Pretender imponer a otros con la supremacía y el fanatismo opresor, modos y maneras de transitar por la tierra, significa violar la dignidad del ser humano
Víctor Corcoba
lunes, 5 de mayo de 2025, 09:09 h (CET)

Ningún ser humano, por sí mismo, puede vivir. Necesitamos florecer unidos, ayudados entre sí, acogiendo pulsos y recogiendo sentimientos. El enfrentamiento entre análogos es el mayor absurdo humanitario. A diario se destruyen miles de existencias en cualquier parte del mundo, por el afán de dominación entre semejantes, mientras el derecho humanitario ha sido desestimado y dejado de oírse. Promover la seguridad es esencial para poner fin a las variadas crisis que nos acorralan, además de prevenir y detener las guerras familiares, sociales o mundiales; responsabilidad a la que todos estamos llamados, poniendo el alma antes que las armas, pues es imperativo la exigencia de normas que hagan menos inhumanas las operaciones bélicas.

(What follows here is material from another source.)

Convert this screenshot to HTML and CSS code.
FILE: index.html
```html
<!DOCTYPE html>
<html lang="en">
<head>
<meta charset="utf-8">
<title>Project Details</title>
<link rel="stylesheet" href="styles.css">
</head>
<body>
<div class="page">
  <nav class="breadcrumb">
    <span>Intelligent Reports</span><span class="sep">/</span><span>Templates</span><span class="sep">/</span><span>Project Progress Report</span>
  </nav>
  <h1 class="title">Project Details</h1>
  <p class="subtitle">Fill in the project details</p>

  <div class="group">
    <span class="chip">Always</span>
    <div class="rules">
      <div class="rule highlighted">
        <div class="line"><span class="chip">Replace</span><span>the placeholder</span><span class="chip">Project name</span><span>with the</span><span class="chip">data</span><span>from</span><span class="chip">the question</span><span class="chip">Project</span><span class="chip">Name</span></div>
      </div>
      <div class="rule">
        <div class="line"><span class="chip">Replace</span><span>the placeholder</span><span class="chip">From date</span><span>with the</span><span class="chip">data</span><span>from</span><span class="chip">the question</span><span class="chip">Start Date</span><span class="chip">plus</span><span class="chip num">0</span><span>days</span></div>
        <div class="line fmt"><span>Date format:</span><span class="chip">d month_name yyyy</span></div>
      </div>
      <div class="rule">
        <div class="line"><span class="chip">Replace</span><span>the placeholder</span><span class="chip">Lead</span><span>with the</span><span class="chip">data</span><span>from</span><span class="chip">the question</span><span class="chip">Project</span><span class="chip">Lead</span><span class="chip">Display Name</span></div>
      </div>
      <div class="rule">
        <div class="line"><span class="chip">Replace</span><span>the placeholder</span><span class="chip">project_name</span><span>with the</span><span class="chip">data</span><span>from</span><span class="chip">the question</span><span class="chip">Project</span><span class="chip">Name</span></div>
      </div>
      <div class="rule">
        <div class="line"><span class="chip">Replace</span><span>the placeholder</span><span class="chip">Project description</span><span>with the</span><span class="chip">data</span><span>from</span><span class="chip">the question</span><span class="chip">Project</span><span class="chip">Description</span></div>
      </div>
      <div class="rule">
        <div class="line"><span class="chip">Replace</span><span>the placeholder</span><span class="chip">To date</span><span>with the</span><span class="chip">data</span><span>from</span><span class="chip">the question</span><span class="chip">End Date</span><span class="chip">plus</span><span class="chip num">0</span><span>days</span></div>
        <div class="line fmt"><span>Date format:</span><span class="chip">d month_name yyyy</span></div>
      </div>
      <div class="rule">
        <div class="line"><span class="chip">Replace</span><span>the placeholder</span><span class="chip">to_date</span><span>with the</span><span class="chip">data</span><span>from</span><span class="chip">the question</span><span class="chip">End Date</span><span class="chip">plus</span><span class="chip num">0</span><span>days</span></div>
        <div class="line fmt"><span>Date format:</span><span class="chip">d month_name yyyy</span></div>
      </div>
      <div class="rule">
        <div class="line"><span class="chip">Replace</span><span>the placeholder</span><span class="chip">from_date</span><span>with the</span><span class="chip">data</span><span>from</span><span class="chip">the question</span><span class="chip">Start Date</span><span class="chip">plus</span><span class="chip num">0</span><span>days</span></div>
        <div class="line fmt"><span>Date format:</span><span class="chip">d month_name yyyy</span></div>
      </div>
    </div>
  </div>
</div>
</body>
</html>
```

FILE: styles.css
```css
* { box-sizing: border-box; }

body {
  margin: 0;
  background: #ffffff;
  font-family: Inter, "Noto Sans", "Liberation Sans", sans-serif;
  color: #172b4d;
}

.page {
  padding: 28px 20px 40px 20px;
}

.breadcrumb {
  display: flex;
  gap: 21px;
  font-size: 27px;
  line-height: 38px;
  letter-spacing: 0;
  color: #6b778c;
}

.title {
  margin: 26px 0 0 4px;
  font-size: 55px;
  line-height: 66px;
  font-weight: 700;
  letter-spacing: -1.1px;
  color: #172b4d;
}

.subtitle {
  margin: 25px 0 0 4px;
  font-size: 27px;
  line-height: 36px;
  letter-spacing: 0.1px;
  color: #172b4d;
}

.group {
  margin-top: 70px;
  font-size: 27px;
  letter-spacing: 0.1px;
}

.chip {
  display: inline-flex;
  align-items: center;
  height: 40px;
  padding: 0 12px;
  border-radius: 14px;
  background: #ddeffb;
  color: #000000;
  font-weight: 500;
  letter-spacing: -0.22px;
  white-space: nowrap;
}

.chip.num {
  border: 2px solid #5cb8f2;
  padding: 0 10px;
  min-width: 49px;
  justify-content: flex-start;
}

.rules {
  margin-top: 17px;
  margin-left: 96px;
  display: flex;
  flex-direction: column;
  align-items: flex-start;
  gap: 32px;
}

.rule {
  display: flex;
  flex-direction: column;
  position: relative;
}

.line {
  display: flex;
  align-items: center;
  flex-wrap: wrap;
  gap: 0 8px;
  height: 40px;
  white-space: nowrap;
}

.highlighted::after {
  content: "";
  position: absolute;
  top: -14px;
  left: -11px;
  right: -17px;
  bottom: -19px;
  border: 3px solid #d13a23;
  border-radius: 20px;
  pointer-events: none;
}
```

La visión natural humana y pensante debe inspirarnos a mitigar la ferocidad del estado salvaje, hasta asegurar un continuo y persistente diálogo, lo que conlleva la mano extendida siempre, a pesar del aluvión de hostilidades que no cesan. A los enemigos hay que volverlos amigos, jamás lo dudemos. Nuestra gran tarea pasa por conciliar lo que nos parece irreconciliable. Pongamos empeño, sin la conversión del corazón no hay concordia. A la paz sólo se llega por el amor de amar amor. Nadie es autosuficiente para nada. Precisamos, con urgencia, asentarnos en un campo de poesía y no de batalla. Cada latido, de cada ser humano, forma esa composición armónica que es lo que verdaderamente nos injerta quietud en nuestro mar interior.

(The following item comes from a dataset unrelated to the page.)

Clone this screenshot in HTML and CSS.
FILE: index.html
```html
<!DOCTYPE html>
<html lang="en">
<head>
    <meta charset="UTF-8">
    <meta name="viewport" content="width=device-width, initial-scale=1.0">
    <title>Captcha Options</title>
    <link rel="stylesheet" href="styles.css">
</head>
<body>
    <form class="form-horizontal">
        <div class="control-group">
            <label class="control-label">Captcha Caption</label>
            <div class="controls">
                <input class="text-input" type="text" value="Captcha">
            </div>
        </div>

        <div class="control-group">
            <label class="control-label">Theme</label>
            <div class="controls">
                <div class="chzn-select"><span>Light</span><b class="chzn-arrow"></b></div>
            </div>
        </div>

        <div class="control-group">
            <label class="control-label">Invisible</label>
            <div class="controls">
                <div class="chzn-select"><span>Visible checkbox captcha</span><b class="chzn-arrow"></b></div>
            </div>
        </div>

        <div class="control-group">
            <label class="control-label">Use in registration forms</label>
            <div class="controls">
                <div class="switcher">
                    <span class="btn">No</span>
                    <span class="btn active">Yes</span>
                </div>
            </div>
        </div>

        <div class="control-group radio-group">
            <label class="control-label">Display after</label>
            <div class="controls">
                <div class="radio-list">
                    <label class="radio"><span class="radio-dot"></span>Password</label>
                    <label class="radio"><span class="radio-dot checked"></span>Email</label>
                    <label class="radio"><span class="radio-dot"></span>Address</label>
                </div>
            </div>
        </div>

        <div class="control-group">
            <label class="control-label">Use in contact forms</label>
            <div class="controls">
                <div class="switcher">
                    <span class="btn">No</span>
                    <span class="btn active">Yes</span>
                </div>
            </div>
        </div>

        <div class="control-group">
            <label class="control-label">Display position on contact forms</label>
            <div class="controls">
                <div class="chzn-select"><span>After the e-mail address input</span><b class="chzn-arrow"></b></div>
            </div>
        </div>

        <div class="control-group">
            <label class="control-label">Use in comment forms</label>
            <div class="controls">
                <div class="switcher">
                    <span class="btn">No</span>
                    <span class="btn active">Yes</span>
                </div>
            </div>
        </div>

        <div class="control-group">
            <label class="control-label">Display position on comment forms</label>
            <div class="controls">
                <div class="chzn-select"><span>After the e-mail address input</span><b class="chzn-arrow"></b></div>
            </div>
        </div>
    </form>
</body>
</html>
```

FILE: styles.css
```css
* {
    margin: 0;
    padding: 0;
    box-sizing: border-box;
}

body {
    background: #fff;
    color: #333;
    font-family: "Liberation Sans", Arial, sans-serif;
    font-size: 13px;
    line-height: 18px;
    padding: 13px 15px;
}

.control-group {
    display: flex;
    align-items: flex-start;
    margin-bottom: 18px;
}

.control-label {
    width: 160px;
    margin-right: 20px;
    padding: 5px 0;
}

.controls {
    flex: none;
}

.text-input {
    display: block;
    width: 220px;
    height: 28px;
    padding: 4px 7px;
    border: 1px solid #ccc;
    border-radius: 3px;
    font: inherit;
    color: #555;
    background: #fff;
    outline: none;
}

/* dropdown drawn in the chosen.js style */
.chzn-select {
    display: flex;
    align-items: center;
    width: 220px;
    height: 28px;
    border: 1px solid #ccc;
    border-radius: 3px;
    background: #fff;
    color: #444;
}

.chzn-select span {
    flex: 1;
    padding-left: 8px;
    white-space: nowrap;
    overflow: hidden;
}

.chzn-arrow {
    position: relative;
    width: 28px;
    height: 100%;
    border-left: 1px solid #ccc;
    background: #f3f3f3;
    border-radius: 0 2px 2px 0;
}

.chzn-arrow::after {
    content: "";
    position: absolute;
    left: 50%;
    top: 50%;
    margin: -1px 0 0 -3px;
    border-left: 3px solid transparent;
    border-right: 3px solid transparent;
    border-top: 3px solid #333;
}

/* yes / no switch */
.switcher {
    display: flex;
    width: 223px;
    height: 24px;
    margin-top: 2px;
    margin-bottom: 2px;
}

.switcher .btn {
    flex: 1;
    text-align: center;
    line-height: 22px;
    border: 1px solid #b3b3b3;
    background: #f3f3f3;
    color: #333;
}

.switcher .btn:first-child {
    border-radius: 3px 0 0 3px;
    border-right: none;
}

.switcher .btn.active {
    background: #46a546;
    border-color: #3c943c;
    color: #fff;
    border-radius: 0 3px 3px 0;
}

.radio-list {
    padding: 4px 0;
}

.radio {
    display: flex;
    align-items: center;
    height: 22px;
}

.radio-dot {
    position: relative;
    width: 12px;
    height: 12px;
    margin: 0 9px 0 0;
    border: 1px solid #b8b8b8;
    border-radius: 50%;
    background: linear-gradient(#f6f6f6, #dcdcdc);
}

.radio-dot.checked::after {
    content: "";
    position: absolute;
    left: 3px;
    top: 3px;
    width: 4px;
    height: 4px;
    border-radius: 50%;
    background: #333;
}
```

Es el momento oportuno de biografiar otros horizontes más humanitarios, o sea, más estéticos y éticos en definitiva. Cuando falta la adhesión al orden místico de la realidad, o bien la consideración hacia nosotros mismos o hacia nuestros semejantes, nadie respeta a nadie y la mentira es lo que nos gobierna. Sus consecuencias son perversas y causan efectos devastadores en la vida de los ciudadanos y de las naciones. El afán de poder nos ha triturado las entretelas, hasta el extremo de que, en muchas ocasiones, nos cuesta aguantarnos el posesivo yo y salir con espíritu donante a compartir sueños. Al fin y al cabo estamos llamados a salvar vidas, como la nuestra lo ha sido, y personalmente he visto a multitud de personas muy, pero muy angustiadas.


Justamente, son muchos los refugiados que tienen sensación de desesperanza. Por eso, se impone como un deber colectivo respetar este derecho universal: el de vivir y dejar vivir a las gentes. Pretender imponer a otros con la supremacía y el fanatismo opresor, modos y maneras de transitar por la tierra (una tierra que es de todos y de nadie en particular), significa violar la dignidad del ser humano y, en suma, ultrajar el propio espíritu celeste. A pesar de este aluvión de desolaciones, se agrava la situación aún más, por la grave crisis financiera que enfrenta la agencia para los refugiados, empeorada por la reducción de fondos de Estados Unidos, que ha obligado al cierre de programas esenciales de asistencia en todo el planeta.


Por desgracia, con demasiada frecuencia los migrantes son ignorados. Sin embargo, no hay un muro suficientemente grande que nos impida ver situaciones injustas; nos hemos globalizado y todo está al alcance de nuestra mano, ahora nos falta poner nuestra propia pulsación de poeta en guardia. Recortar fondos para los más necesitados no es algo de lo que se pueda gloriarse nadie, más bien nos exhorta a ponernos en movimiento, para intensificar los quehaceres hacia esas gentes abandonadas, y alentar a todos a trabajar por una humanidad realmente libre y solidaria. Sólo, así, se podrá legar un futuro más sereno y más seguro a las generaciones venideras. Nos toca, pues, arrimar el hombro para favorecer la búsqueda de un auténtico desarrollo humano integral e integrador de vidas.